(Items from a data source)
------------------------------------------------------------------------

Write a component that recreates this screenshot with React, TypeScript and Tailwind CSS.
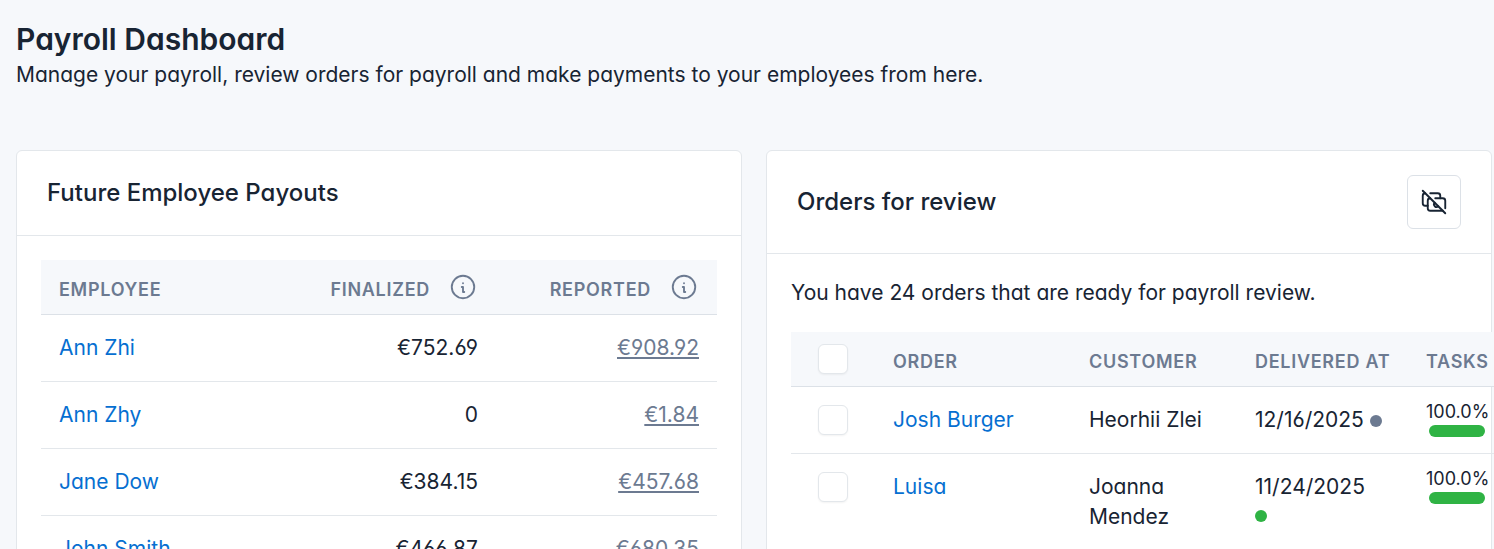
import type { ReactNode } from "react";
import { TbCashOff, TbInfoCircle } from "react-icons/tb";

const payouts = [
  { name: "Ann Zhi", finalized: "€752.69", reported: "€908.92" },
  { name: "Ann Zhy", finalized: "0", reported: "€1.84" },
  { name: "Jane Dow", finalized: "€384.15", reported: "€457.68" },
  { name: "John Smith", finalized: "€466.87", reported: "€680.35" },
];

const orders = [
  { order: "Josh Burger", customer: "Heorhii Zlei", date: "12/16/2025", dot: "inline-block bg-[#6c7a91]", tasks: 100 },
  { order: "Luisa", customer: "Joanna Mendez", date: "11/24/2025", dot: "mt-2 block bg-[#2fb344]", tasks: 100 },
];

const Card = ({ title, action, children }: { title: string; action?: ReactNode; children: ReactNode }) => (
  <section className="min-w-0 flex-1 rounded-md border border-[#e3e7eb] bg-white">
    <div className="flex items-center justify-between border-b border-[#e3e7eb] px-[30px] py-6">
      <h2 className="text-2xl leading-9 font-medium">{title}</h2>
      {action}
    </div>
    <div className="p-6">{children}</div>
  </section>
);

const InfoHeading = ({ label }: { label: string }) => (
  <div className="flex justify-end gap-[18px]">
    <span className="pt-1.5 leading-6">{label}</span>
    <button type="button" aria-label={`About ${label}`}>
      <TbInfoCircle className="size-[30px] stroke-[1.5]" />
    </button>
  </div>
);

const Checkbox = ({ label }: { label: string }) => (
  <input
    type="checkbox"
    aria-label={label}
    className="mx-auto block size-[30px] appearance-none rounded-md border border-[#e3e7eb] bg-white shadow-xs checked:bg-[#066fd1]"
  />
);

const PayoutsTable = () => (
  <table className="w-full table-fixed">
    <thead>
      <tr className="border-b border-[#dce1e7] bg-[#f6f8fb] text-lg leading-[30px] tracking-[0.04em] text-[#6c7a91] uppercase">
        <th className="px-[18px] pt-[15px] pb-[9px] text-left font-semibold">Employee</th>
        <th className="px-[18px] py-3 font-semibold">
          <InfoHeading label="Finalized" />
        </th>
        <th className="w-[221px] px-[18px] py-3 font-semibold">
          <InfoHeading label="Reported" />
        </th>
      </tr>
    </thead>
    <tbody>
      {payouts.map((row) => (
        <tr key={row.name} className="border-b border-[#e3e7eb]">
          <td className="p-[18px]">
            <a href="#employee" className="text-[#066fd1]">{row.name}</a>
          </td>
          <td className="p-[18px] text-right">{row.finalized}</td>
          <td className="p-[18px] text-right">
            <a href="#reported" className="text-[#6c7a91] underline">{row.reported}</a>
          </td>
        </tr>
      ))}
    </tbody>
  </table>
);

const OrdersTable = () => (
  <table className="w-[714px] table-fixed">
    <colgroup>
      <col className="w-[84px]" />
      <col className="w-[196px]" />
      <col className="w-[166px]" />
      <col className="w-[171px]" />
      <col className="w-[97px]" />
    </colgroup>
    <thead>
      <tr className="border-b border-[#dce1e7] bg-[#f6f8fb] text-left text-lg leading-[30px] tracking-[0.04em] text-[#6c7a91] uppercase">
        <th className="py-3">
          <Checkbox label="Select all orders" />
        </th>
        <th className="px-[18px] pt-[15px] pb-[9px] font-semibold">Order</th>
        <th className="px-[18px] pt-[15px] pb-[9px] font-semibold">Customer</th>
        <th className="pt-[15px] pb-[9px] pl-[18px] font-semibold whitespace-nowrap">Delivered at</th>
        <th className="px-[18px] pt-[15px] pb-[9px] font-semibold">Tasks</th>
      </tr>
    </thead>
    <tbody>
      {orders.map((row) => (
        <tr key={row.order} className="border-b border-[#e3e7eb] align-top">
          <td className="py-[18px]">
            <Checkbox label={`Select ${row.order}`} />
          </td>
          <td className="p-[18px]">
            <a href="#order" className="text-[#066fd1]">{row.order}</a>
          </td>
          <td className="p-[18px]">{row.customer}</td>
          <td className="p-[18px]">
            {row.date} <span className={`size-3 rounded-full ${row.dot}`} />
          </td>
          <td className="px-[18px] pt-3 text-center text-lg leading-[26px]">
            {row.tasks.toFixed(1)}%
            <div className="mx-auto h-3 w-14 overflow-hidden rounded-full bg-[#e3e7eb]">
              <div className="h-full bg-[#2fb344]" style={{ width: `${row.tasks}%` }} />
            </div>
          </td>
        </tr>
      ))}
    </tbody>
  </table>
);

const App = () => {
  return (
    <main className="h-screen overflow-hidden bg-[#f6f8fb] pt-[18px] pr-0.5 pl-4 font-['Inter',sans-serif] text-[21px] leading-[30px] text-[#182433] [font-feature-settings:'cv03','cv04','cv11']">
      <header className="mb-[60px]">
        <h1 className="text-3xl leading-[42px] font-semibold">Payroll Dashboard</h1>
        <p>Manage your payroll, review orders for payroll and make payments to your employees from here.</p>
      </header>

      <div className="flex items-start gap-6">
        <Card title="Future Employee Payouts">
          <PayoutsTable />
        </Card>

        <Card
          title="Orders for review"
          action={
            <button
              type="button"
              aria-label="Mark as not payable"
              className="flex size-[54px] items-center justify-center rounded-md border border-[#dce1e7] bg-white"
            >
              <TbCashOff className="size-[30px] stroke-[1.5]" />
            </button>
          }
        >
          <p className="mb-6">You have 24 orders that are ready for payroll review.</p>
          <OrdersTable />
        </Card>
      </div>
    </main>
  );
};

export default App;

------------------------------------------------------------------------

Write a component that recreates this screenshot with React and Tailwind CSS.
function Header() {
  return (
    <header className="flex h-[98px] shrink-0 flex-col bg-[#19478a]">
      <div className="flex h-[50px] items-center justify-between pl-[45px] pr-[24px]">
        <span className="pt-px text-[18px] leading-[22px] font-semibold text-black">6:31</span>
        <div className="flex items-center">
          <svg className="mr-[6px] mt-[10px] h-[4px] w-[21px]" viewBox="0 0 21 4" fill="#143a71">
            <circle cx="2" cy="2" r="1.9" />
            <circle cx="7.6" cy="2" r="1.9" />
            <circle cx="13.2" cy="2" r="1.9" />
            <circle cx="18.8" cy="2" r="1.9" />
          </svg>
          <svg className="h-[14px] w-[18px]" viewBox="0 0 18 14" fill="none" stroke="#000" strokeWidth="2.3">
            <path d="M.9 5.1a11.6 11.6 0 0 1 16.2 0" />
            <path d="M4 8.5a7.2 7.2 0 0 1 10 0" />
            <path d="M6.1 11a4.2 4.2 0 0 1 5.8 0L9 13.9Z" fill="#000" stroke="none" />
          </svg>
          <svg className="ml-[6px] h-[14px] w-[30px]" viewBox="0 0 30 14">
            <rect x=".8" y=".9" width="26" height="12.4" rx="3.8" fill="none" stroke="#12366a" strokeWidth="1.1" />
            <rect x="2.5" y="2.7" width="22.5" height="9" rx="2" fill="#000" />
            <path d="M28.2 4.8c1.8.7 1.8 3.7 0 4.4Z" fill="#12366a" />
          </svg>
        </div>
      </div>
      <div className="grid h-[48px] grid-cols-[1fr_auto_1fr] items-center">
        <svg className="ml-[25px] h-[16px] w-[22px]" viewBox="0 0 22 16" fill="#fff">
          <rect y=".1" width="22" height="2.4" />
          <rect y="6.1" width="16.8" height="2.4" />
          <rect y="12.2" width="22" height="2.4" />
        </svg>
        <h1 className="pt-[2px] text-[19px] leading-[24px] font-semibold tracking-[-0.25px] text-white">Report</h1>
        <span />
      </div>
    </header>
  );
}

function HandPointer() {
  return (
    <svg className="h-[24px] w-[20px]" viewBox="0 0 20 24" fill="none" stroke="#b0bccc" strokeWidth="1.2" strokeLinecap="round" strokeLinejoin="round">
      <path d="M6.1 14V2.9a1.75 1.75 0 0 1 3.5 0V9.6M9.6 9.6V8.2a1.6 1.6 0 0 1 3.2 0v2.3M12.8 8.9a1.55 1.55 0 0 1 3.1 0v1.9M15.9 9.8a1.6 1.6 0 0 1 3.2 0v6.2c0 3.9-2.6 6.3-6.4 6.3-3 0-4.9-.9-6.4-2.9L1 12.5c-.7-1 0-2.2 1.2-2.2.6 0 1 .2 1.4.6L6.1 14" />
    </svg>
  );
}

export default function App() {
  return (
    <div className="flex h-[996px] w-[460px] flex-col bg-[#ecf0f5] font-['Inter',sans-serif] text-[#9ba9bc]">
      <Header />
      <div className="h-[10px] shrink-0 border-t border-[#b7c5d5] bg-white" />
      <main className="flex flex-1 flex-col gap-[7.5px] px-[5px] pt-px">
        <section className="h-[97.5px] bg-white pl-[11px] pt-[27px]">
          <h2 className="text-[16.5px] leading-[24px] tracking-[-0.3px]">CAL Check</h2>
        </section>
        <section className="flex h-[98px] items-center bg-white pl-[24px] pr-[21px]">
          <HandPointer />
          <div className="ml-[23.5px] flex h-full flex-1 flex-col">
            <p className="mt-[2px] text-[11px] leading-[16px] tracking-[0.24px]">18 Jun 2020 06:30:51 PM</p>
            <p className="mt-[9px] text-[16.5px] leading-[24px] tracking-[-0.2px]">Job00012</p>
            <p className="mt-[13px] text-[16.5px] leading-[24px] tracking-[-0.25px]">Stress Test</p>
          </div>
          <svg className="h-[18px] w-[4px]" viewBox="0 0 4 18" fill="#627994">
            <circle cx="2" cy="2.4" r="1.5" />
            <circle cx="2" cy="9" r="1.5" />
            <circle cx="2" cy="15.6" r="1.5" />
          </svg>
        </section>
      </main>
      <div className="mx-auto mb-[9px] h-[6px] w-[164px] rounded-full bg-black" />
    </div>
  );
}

------------------------------------------------------------------------

__GOAL__:
In the listing, find all lines with the string "recreates" and copy them.

__ANSWER TO THIS PROBLEM__:
Write a component that recreates this screenshot with React, TypeScript and Tailwind CSS.
Write a component that recreates this screenshot with React and Tailwind CSS.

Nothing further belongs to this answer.